Dr. Robert (Roby) Cogswell

A nationally-respected folklorist, writer, photographer, and musician, Dr. Robert (Roby) Cogswell served as Tennessee’s State Folklorist for thirty years. During his tenure, Cogswell built a robust legacy while documenting, presenting, and preserving the state’s most significant folk traditions. Over the course of his career, he became a leading advocate for public folklore policies that insisted on integrity and sensitivity in presenting traditional culture. Cogswell was praised especially for his advocacy on behalf of the ethical treatment of folk artists. When he retired in 2014, he was one of the longest-serving and most influential state folklorists in the United States. That same year, he received the Benjamin A. Botkin Prize from the American Folklore Society, the highest honor for lifetime achievement in public folklore.

Cogswell was tireless during his three-decade tenure, with projects running the gamut from music, to craft, to dance, to folk games, and much more. His efforts helped establish a reputation for Tennessee traditions and tradition bearers that stretched nationwide. In 1986, Cogswell organized and led the Tennessee programs at the Smithsonian Festival of American Folklife in Washington D.C. and at the National Folk Festival in Chattanooga. In 1988, in partnership with the Southern Federation for the Arts, he co-produced the Cumberland Music Tour, a concert series that traveled from Alabama to Vermont and featured some of the most deeply-rooted traditional musicians from the Cumberland Plateau region. In 1994, Cogswell curated Dixie Frets: Luthiers of the Southeast, an exhibit developed in partnership with the National Council for the Traditional Arts showcasing makers of fretted stringed instruments, staged at Chattanooga’s Hunter Museum of Art in conjunction with the National Folk Festival.

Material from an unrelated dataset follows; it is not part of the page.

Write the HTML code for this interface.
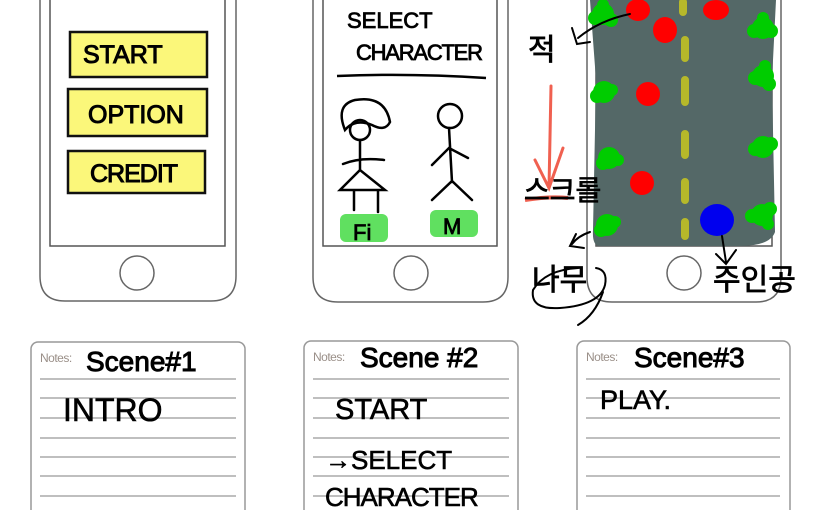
<!DOCTYPE html>
<html><head><meta charset="utf-8"><style>
html,body{margin:0;padding:0;background:#fff;}
svg{display:block}
.hw{font-family:"Liberation Sans","Noto Sans CJK KR",sans-serif;fill:#000;}
.ko{font-family:"Liberation Sans","Noto Sans CJK KR",sans-serif;}
</style></head><body>
<svg width="825" height="510" viewBox="0 0 825 510" xmlns="http://www.w3.org/2000/svg">
<g fill="none" stroke="#666" stroke-width="1.5">
  <path d="M40 0 V276 Q40 301 65 301 H211 Q236 301 236 276 V0"/>
  <path d="M50 0 V246 H225 V0" stroke="#555"/>
  <circle cx="137" cy="273" r="17"/>
  <path d="M313 0 V277 Q313 302 338 302 H483 Q508 302 508 277 V0"/>
  <path d="M323 0 V246 H497 V0" stroke="#555"/>
  <circle cx="411" cy="273" r="17"/>
  <path d="M587 0 V277 Q587 302 612 302 H756 Q781 302 781 277 V0"/>
  <path d="M596 0 V246 H772 V0" stroke="#555"/>
  <circle cx="684" cy="273" r="17"/>
</g>
<g stroke="#111" stroke-width="2.5" fill="#fbf77a">
  <rect x="70" y="32" width="137" height="45"/>
  <rect x="68" y="89" width="139" height="47"/>
  <rect x="68" y="151" width="137" height="42"/>
</g>
<g class="hw" font-size="25" stroke="#000" stroke-width="1">
  <text x="83" y="63">START</text>
  <text x="88" y="123">OPTION</text>
  <text x="90" y="182" letter-spacing="-1">CREDIT</text>
</g>
<g class="hw" font-size="22" stroke="#000" stroke-width="0.8">
  <text x="347" y="28">SELECT</text>
  <text x="356" y="60" letter-spacing="-1" textLength="126">CHARACTER</text>
</g>
<path d="M337 76 Q410 73 486 78" stroke="#000" stroke-width="2.5" fill="none"/>
<g stroke="#000" stroke-width="2.5" fill="none" stroke-linecap="round">
  <path d="M345 130 Q335 105 355 100 Q385 95 390 122 Q385 132 372 125 Q355 118 345 130 Z"/>
  <circle cx="360" cy="130" r="10"/>
  <path d="M360 140 V170 M343 164 Q360 157 384 160 M360 170 L340 190 H385 Z M354 190 V210 M378 190 V212"/>
  <circle cx="450" cy="116" r="12"/>
  <path d="M449 128 L452 182 M432 165 L449 148 L468 158 M432 200 L452 181 L472 200"/>
</g>
<rect x="340" y="214" width="48" height="28" rx="6" fill="#60e060"/>
<rect x="430" y="210" width="48" height="27" rx="6" fill="#60e060"/>
<g class="hw" font-size="22" stroke="#000" stroke-width="0.8"><text x="353" y="240">Fi</text><text x="443" y="234">M</text></g>
<path d="M590 0 H776 L772 80 L775 232 Q770 246 740 246 H600 Q592 246 593 230 L596 80 Z" fill="#546867"/>
<g stroke="#b6b82a" stroke-width="8" stroke-linecap="round">
  <path d="M683 2 V12 M685 40 V58 M685 80 V102 M685 134 V155 M685 182 V200 M685 222 V236"/>
</g>
<g fill="#ff0000">
  <ellipse cx="638" cy="10" rx="12" ry="11"/><ellipse cx="665" cy="30" rx="12" ry="13"/>
  <ellipse cx="716" cy="10" rx="13" ry="10"/><ellipse cx="648" cy="94" rx="12" ry="12"/>
  <ellipse cx="642" cy="183" rx="12" ry="12"/>
</g>
<ellipse cx="717" cy="220" rx="17" ry="16" fill="#0000ee"/>
<g fill="#00cc00">
  <g transform="translate(603,14)"><circle r="11"/><circle cx="-8" cy="4" r="7"/><circle cx="8" cy="6" r="7"/><circle cx="0" cy="-9" r="6"/></g>
  <g transform="translate(763,28)"><circle r="11"/><circle cx="-9" cy="3" r="7"/><circle cx="8" cy="3" r="7"/><circle cx="0" cy="-10" r="6"/></g>
  <g transform="translate(604,92)"><circle r="11"/><circle cx="-7" cy="4" r="7"/><circle cx="8" cy="-2" r="6"/></g>
  <g transform="translate(763,76)"><circle r="11"/><circle cx="-8" cy="2" r="7"/><circle cx="6" cy="8" r="7"/><circle cx="2" cy="-10" r="6"/></g>
  <g transform="translate(609,158)"><circle r="11"/><circle cx="-6" cy="5" r="7"/><circle cx="9" cy="2" r="6"/></g>
  <g transform="translate(763,147)"><circle r="11"/><circle cx="-8" cy="2" r="7"/><circle cx="8" cy="-3" r="7"/></g>
  <g transform="translate(607,225)"><circle r="11"/><circle cx="-6" cy="5" r="7"/><circle cx="8" cy="-3" r="6"/></g>
  <g transform="translate(762,215)"><circle r="11"/><circle cx="-10" cy="1" r="7"/><circle cx="8" cy="-6" r="7"/><circle cx="6" cy="9" r="6"/></g>
</g>
<g stroke="#000" stroke-width="2" fill="none" stroke-linecap="round">
  <path d="M630 14 Q600 20 578 38 M572 28 L577 44 L590 42"/>
  <path d="M590 232 Q578 236 572 244 M576 234 L570 246 L584 248"/>
  <path d="M722 236 L726 262 M716 254 L726 264 L736 250"/>
  <path d="M578 268 Q545 270 533 290 Q530 310 560 308 Q600 305 605 285 Q608 270 596 268 M603 292 Q595 315 578 325"/>
</g>
<path d="M551 86 L549 188 M535 160 L549 188 L563 148" stroke="#f06050" stroke-width="3" fill="none" stroke-linecap="round"/>
<path d="M525 200 Q550 196 568 198" stroke="#f06050" stroke-width="4" fill="none"/>
<g class="ko" font-size="30" fill="#000" stroke="#000" stroke-width="0.8">
  <text x="528" y="60">적</text>
  <text x="524" y="200" font-size="28">스크롤</text>
  <text x="532" y="290">나무</text>
  <text x="713" y="290">주인공</text>
</g>
<g>
  <rect x="31" y="342" width="214" height="180" rx="7" fill="#fff" stroke="#999" stroke-width="1.5"/>
  <rect x="304" y="341" width="214" height="180" rx="7" fill="#fff" stroke="#999" stroke-width="1.5"/>
  <rect x="577" y="341" width="213" height="180" rx="7" fill="#fff" stroke="#999" stroke-width="1.5"/>
</g>
<g stroke="#999" stroke-width="1.3">
  <path d="M40 379H236M40 398H236M40 418H236M40 438H236M40 457H236M40 476H236M40 496H236"/>
  <path d="M313 379H509M313 398H509M313 418H509M313 438H509M313 457H509M313 476H509M313 496H509"/>
  <path d="M586 379H780M586 398H780M586 418H780M586 438H780M586 457H780M586 476H780M586 496H780"/>
</g>
<g font-family="Liberation Sans,sans-serif" font-size="12" fill="#9a8f88" letter-spacing="-0.5">
  <text x="40" y="362">Notes:</text><text x="313" y="361">Notes:</text><text x="586" y="361">Notes:</text>
</g>
<g class="hw" font-size="28" stroke="#000" stroke-width="1">
  <text x="86" y="371">Scene#1</text>
  <text x="360" y="367">Scene #2</text>
  <text x="634" y="367">Scene#3</text>
  <text x="63" y="421" font-size="32" stroke-width="0.6">INTRO</text>
  <text x="335" y="419" font-size="29" stroke-width="0.6">START</text>
  <text x="325" y="469" font-size="26" stroke-width="0.6">→SELECT</text>
  <text x="325" y="506" font-size="26" letter-spacing="-1" stroke-width="0.6">CHARACTER</text>
  <text x="600" y="409" font-size="27" stroke-width="0.6">PLAY.</text>
</g>
</svg>
</body></html>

Other significant achievements included presenting Tennessee folklife traditions at the landmark three-day Crockett Bicentennial Celebration in 1986; at Gospel Arts Day Nashville, a pioneering African American heritage event and in 1988, and 1989; and at the monumental Tennessee Banjo Institute in 1988, 1990, and 1992. Cogswell also played a key role in forming an agency partnership with the Tennessee Overhill Heritage Association, the Eastern Band of Cherokee, and the North Carolina Arts Council in the development of the three-state Cherokee Heritage Trails initiative. During the late 1990s and early 2000s, Cogswell coordinated with the Tennessee State Museum on the largest sustained acquisition of folk-art objects in state history, with pieces including white oak baskets, a stumpjumper boat, quilts, carved peach seeds, wooden toys, Choctaw beadwork and more. During his career and post-retirement, Cogswell has been a relentless supporter and advocate for the continuing significant role of the Tennessee Folklore Society, for which he served as President from 2017-2020.

Cogswell’s publication credits include co-production of the Handbook for Tennessee Folk Artists, and authoring the acclaimed large-format book Tradition: Tennessee Lives & Legacies, which documented Tennessee’s most esteemed living traditional artists of the time. A gifted photographer, Cogswell’s images have appeared in local, regional and national publications. A native of Shelbyville, Tennessee, Cogswell received a BA at Vanderbilt and an MA and PhD in folklore at Indiana University. Upon retirement, he summed up his life’s pathway as such: “When I was a kid, every Tennessee student took sixth grade Tennessee geography and history and in some ways that was the most valuable schooling I ever had in my life. Tennessee is an amazing state, 95 counties is a big turf and I’ve learned something new every week on the job. In the big picture, I like to think I’m more of a ‘professional Tennessean’ than folklorist.”